- _What is asked_
Write out every line of the material as it stands, apart from the pictures.

- _Source data_

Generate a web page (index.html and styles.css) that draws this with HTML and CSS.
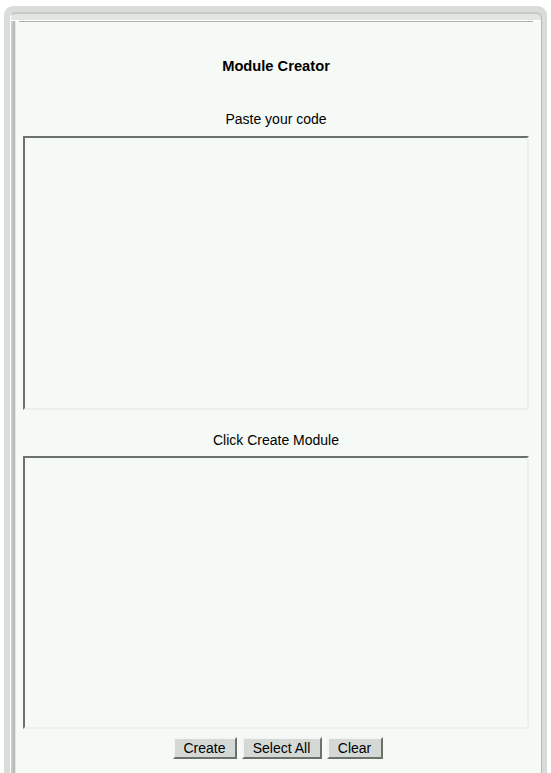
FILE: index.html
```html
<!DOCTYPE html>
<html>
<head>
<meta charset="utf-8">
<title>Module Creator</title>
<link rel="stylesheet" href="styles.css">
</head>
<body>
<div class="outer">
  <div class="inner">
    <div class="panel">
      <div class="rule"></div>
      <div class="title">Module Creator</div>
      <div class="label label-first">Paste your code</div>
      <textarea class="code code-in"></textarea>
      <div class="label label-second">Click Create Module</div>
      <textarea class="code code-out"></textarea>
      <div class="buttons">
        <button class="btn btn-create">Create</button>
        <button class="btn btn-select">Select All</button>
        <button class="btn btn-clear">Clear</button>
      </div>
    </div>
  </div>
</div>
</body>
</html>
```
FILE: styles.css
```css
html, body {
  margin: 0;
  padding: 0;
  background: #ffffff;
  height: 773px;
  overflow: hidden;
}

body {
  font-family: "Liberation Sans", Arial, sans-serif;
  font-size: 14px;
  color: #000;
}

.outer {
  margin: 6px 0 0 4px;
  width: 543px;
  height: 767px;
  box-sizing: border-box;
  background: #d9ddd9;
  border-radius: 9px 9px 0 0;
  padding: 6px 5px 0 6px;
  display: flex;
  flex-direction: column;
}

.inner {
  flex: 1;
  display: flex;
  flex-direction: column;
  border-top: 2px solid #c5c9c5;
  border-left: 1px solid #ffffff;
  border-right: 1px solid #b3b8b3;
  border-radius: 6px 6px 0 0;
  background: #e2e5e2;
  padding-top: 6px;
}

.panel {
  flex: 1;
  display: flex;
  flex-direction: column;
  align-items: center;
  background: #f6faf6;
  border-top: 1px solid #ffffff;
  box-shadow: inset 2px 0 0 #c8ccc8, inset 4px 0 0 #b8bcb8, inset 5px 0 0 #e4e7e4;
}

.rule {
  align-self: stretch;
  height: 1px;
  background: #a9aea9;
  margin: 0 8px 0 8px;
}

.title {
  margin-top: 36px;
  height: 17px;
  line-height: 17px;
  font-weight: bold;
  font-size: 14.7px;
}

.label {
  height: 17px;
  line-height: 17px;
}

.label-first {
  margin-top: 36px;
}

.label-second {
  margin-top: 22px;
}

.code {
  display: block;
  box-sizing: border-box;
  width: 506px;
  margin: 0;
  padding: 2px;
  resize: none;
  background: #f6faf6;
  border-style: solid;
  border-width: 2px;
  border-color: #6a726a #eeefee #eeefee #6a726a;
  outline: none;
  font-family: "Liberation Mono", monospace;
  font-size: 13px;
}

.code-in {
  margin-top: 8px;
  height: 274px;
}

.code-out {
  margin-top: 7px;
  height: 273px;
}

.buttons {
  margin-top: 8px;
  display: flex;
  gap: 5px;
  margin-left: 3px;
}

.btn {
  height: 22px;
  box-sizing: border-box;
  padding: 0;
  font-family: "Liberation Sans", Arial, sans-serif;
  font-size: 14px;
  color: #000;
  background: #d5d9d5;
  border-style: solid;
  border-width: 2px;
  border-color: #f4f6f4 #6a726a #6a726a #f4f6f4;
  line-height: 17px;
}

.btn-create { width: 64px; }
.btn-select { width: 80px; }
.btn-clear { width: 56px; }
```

- _Solved exercise_
Generate a web page (index.html and styles.css) that draws this with HTML and CSS.
FILE: index.html
```html
<!DOCTYPE html>
<html>
<head>
<meta charset="utf-8">
<title>Module Creator</title>
<link rel="stylesheet" href="styles.css">
</head>
<body>
<div class="outer">
  <div class="inner">
    <div class="panel">
      <div class="rule"></div>
      <div class="title">Module Creator</div>
      <div class="label label-first">Paste your code</div>
      <textarea class="code code-in"></textarea>
      <div class="label label-second">Click Create Module</div>
      <textarea class="code code-out"></textarea>
      <div class="buttons">
        <button class="btn btn-create">Create</button>
        <button class="btn btn-select">Select All</button>
        <button class="btn btn-clear">Clear</button>
      </div>
    </div>
  </div>
</div>
</body>
</html>
```
FILE: styles.css
```css
html, body {
  margin: 0;
  padding: 0;
  background: #ffffff;
  height: 773px;
  overflow: hidden;
}

body {
  font-family: "Liberation Sans", Arial, sans-serif;
  font-size: 14px;
  color: #000;
}

.outer {
  margin: 6px 0 0 4px;
  width: 543px;
  height: 767px;
  box-sizing: border-box;
  background: #d9ddd9;
  border-radius: 9px 9px 0 0;
  padding: 6px 5px 0 6px;
  display: flex;
  flex-direction: column;
}

.inner {
  flex: 1;
  display: flex;
  flex-direction: column;
  border-top: 2px solid #c5c9c5;
  border-left: 1px solid #ffffff;
  border-right: 1px solid #b3b8b3;
  border-radius: 6px 6px 0 0;
  background: #e2e5e2;
  padding-top: 6px;
}

.panel {
  flex: 1;
  display: flex;
  flex-direction: column;
  align-items: center;
  background: #f6faf6;
  border-top: 1px solid #ffffff;
  box-shadow: inset 2px 0 0 #c8ccc8, inset 4px 0 0 #b8bcb8, inset 5px 0 0 #e4e7e4;
}

.rule {
  align-self: stretch;
  height: 1px;
  background: #a9aea9;
  margin: 0 8px 0 8px;
}

.title {
  margin-top: 36px;
  height: 17px;
  line-height: 17px;
  font-weight: bold;
  font-size: 14.7px;
}

.label {
  height: 17px;
  line-height: 17px;
}

.label-first {
  margin-top: 36px;
}

.label-second {
  margin-top: 22px;
}

.code {
  display: block;
  box-sizing: border-box;
  width: 506px;
  margin: 0;
  padding: 2px;
  resize: none;
  background: #f6faf6;
  border-style: solid;
  border-width: 2px;
  border-color: #6a726a #eeefee #eeefee #6a726a;
  outline: none;
  font-family: "Liberation Mono", monospace;
  font-size: 13px;
}

.code-in {
  margin-top: 8px;
  height: 274px;
}

.code-out {
  margin-top: 7px;
  height: 273px;
}

.buttons {
  margin-top: 8px;
  display: flex;
  gap: 5px;
  margin-left: 3px;
}

.btn {
  height: 22px;
  box-sizing: border-box;
  padding: 0;
  font-family: "Liberation Sans", Arial, sans-serif;
  font-size: 14px;
  color: #000;
  background: #d5d9d5;
  border-style: solid;
  border-width: 2px;
  border-color: #f4f6f4 #6a726a #6a726a #f4f6f4;
  line-height: 17px;
}

.btn-create { width: 64px; }
.btn-select { width: 80px; }
.btn-clear { width: 56px; }
```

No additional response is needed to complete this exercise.